Maison Trimbach sits at the heart of Ribeauvillé's winemaking tradition, earning a Pearl 3 Star Prestige rating in 2025 and representing the serious, mineral-driven side of Alsatian viticulture. The address at 15 Route de Bergheim places it squarely within the Route des Vins corridor, where Riesling and Pinot Gris from grand cru slopes define the regional benchmark. A reference point for Alsace in any serious conversation about French white wine.

Where the Vosges Meet the Glass
Approach Ribeauvillé from the south on the Route de Bergheim and the town announces itself slowly: medieval towers above, vine rows below, and the Vosges mountains pressing the vineyards toward the Rhine plain with a geographical insistence that explains everything about why Alsatian wine tastes the way it does. At 15 Route de Bergheim, Maison Trimbach occupies a position in that corridor that is both literal and symbolic. This stretch of Alsace produces some of France's most precisely mineral white wines, and the address places the house at the axis of that tradition.

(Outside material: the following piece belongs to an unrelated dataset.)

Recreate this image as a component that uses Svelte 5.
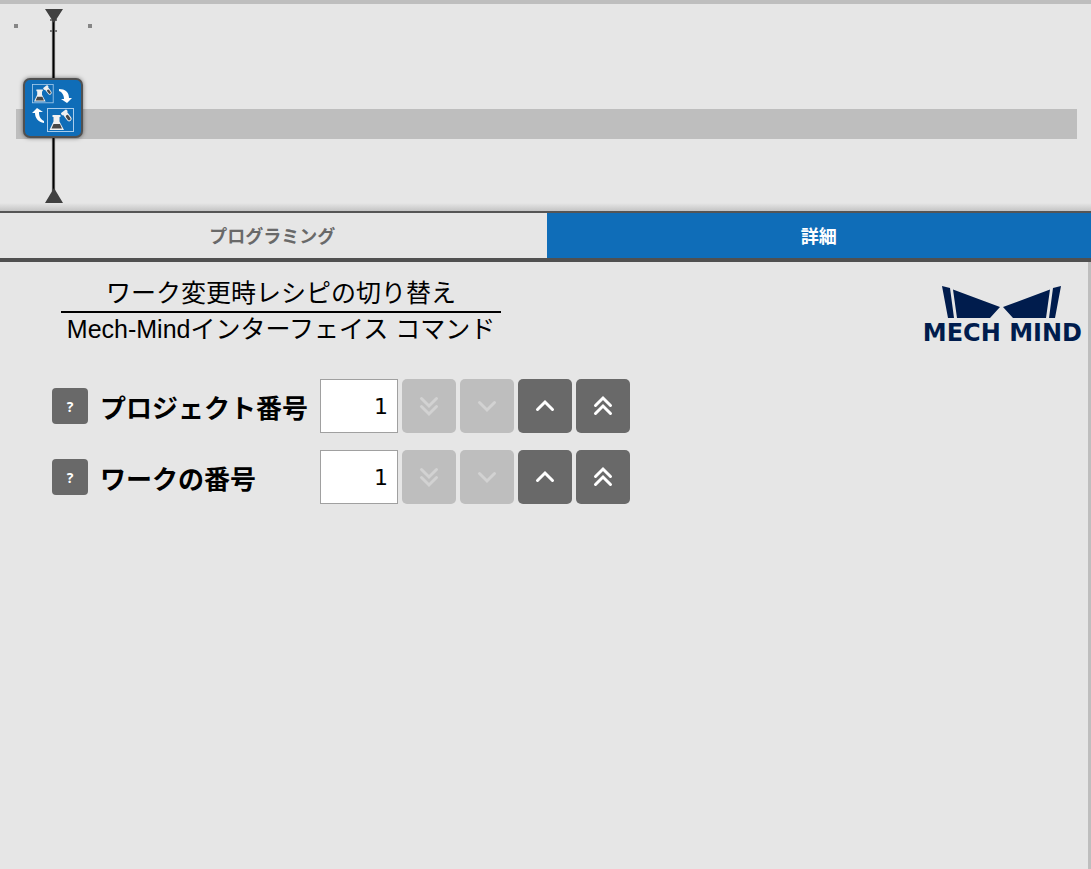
<script lang="ts">
  let activeTab = $state('details');
  let fields = $state([
    { id: 'project', label: 'プロジェクト番号', value: 1 },
    { id: 'work', label: 'ワークの番号', value: 1 }
  ]);

  const min = 1;
  const tabs = [
    { id: 'programming', label: 'プログラミング' },
    { id: 'details', label: '詳細' }
  ];
  const steps = [
    { delta: -10, name: '-10', paths: ['M4.500 4.500L12 12l7.500-7.500', 'M4.500 12.500L12 20l7.500-7.500'] },
    { delta: -1, name: '-1', paths: ['M4.500 8.500L12 16l7.500-7.500'] },
    { delta: 1, name: '+1', paths: ['M4.500 15.500L12 8l7.500 7.500'] },
    { delta: 10, name: '+10', paths: ['M4.500 11.500L12 4l7.500 7.500', 'M4.500 19.500L12 12l7.500 7.500'] }
  ];

  function step(field, delta) {
    field.value = Math.max(min, Number(field.value) + delta);
  }
</script>

<div class="screen">
  <section class="timeline">
    <div class="track"></div>
    <svg class="playhead" width="84" height="196" viewBox="0 0 84 196">
      <path d="M0 16h4v4H0zM74 16h4v4h-4z" fill="#868686" />
      <path d="M36 12h7M36 23h7" stroke="#777" stroke-width="2" />
      <path d="M39.500 12v172" stroke="#a0a0a0" stroke-width="3.400" />
      <path d="M39.500 12v172" stroke="#000" stroke-width="2" />
      <path d="M31 1h18l-9 14zM31 195h18l-9-15z" fill="#404040" />
    </svg>
    <button class="node" aria-label="レシピの切り替え">
      <svg width="56" height="56" viewBox="0 0 56 56">
        <defs>
          <g id="recipe">
            <rect x="0.5" y="0.5" width="26" height="23" fill="none" stroke="#a9cdec" />
            <path d="M5.500 7h8v2h-1v4.500L17 22H2.500l4-8.500V9h-1z" fill="#f0f0f0" />
            <path d="M6.500 16h6.500l2 4.500H4.500z" fill="#484848" />
            <g transform="rotate(-37 20 8)">
              <rect x="17.500" y="3" width="5" height="11" rx="2.500" fill="#f0f0f0" />
              <rect x="16.500" y="2" width="7" height="3" rx="1" fill="#f0f0f0" />
              <rect x="18.500" y="7" width="3" height="6" rx="1.500" fill="#484848" />
            </g>
          </g>
        </defs>
        <g transform="translate(7 4) scale(.8)"><use href="#recipe" /></g>
        <g transform="translate(22 28)"><use href="#recipe" /></g>
        <path d="M34 9c6 0 10 3 10 9h3l-5 5-6-4h3c0-4-2-7-5-8z" fill="#fff" />
        <path d="M19 43c-6-1-9-5-9-10H7l5-5 6 4h-4c0 4 1 7 5 9z" fill="#fff" />
      </svg>
    </button>
  </section>

  <nav class="tabs">
    {#each tabs as tab}
      <button class="tab" class:active={activeTab === tab.id} onclick={() => (activeTab = tab.id)}>
        {tab.label}
      </button>
    {/each}
  </nav>

  <main class="content">
    <header class="heading">
      <div class="title">
        <h1>ワーク変更時レシピの切り替え</h1>
        <p>Mech-Mindインターフェイス コマンド</p>
      </div>
      <div class="logo">
        <svg width="120" height="33" viewBox="0 0 120 33">
          <path d="M0 0l8 2 4 30H6zM11 3.500L58 21l-10 11H15zM119 0l-8 2-4 30h6zM108 3.500L61 21l10 11h33z" fill="#001c4d" />
        </svg>
        <span>MECH MIND</span>
      </div>
    </header>

    <form class="fields">
      {#each fields as field}
        <div class="field">
          <button type="button" class="help" aria-label="{field.label} ヘルプ">?</button>
          <label for={field.id}>{field.label}</label>
          <div class="stepper">
            <input id={field.id} type="text" inputmode="numeric" bind:value={field.value} />
            {#each steps as s}
              <button
                type="button"
                class="step"
                aria-label={s.name}
                disabled={s.delta < 0 && field.value <= min}
                onclick={() => step(field, s.delta)}
              >
                <svg width="24" height="24" viewBox="0 0 24 24">
                  {#each s.paths as d}
                    <path {d} />
                  {/each}
                </svg>
              </button>
            {/each}
          </div>
        </div>
      {/each}
    </form>
  </main>
</div>

<style>
:global(body) {
  margin: 0;
  background: #e6e6e6;
}
.screen {
  display: flex;
  flex-direction: column;
  min-height: 100vh;
  color: #000;
  font-family: "Liberation Sans", "Noto Sans CJK JP", sans-serif;
}
button {
  padding: 0;
  border: none;
  font-family: inherit;
  cursor: pointer;
}
.timeline {
  position: relative;
  padding: 105px 14px 72px 16px;
  border-top: 4px solid #bebebe;
  background: linear-gradient(to top, #c4c4c4, #e6e6e6 8px);
}
.track {
  height: 30px;
  background: #bebebe;
}
.playhead {
  position: absolute;
  top: 4px;
  left: 14px;
}
.node {
  position: absolute;
  top: 74px;
  left: 23px;
  box-sizing: border-box;
  width: 60px;
  height: 60px;
  border: 2px solid #505050;
  border-radius: 7px;
  background: #0f6db8;
  box-shadow: 0 0 4px rgba(0, 0, 0, 0.5);
}
.node svg {
  display: block;
}
.tabs {
  display: grid;
  grid-template-columns: 1fr 1fr;
  gap: 2px;
  border-top: 2px solid #555;
  border-bottom: 4px solid #505050;
}
.tab {
  height: 45px;
  padding-bottom: 2px;
  background: #e6e6e6;
  color: #696969;
  font-size: 18px;
  font-weight: 700;
}
.tab.active {
  background: #0f6db8;
  color: #fff;
}
.content {
  flex: 1;
  padding: 13px 6px 24px 52px;
  border-right: 3px solid #bebebe;
}
.heading {
  display: flex;
  justify-content: space-between;
  align-items: flex-start;
}
.title {
  width: 440px;
  margin-left: 9px;
  text-align: center;
}
.title h1,
.title p {
  margin: 0;
  font-size: 25px;
  font-weight: 400;
  line-height: 36px;
}
.title h1 {
  border-bottom: 2px solid #000;
}
.title p {
  line-height: 32px;
}
.logo {
  display: flex;
  flex-direction: column;
  align-items: center;
  padding-top: 11px;
  color: #001c4d;
  font-family: "DejaVu Sans", sans-serif;
  font-size: 24px;
  font-weight: 700;
  line-height: 28px;
}
.fields {
  display: grid;
  gap: 17px;
  margin-top: 32px;
}
.field {
  display: grid;
  grid-template-columns: 36px 208px auto;
  justify-content: start;
  align-items: center;
  column-gap: 12px;
}
.help {
  height: 36px;
  border-radius: 4px;
  background: #696969;
  color: #fff;
  font-family: "Open Sans", sans-serif;
  font-size: 14px;
  font-weight: 700;
}
label {
  font-size: 26px;
  font-weight: 700;
  white-space: nowrap;
}
.stepper {
  display: flex;
  gap: 4px;
}
.stepper input {
  box-sizing: border-box;
  width: 78px;
  height: 54px;
  padding: 0 9px;
  border: 1px solid #a0a0a0;
  border-radius: 0;
  background: #fff;
  color: #000;
  font-family: "DejaVu Sans", sans-serif;
  font-size: 22px;
  text-align: right;
}
.step {
  display: grid;
  place-items: center;
  width: 54px;
  height: 54px;
  border-radius: 5px;
  background: #696969;
  color: #fff;
}
.step:disabled {
  background: #bebebe;
  color: #d2d2d2;
  cursor: default;
}
.step path {
  fill: none;
  stroke: currentColor;
  stroke-width: 3;
  stroke-linecap: round;
}
</style>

Alsace's wine identity is built on a geological contradiction: the Vosges block rainfall from the west, creating one of the driest mesoclimates in France, while the alluvial and granite soils of the foothills concentrate flavour without accumulating the heat that would soften the wines toward roundness. The result, across the region's leading Riesling and Pinot Gris, is a tension between ripeness and acidity that no other French appellation reliably produces. Maison Trimbach, carrying a Pearl 3 Star Prestige distinction as of 2025, operates within that tradition at its most demanding tier.
Terroir as Argument
The case for Alsatian Riesling as one of the world's great white wine categories rests largely on the grands crus and specific lieu-dits that concentrate the region's granite, sandstone, and clay into wines of geological specificity. In Ribeauvillé's immediate surrounds, the Osterberg and Geisberg grand cru sites produce Rieslings whose structure and slow evolution place them closer to long-aged German Spätlese in ambition than to the broader, quicker Alsatian category wines. The climate here is continental with Mediterranean inflection: the same sunny, dry conditions that allow late harvesting also allow phenolic development that supports extended cellaring.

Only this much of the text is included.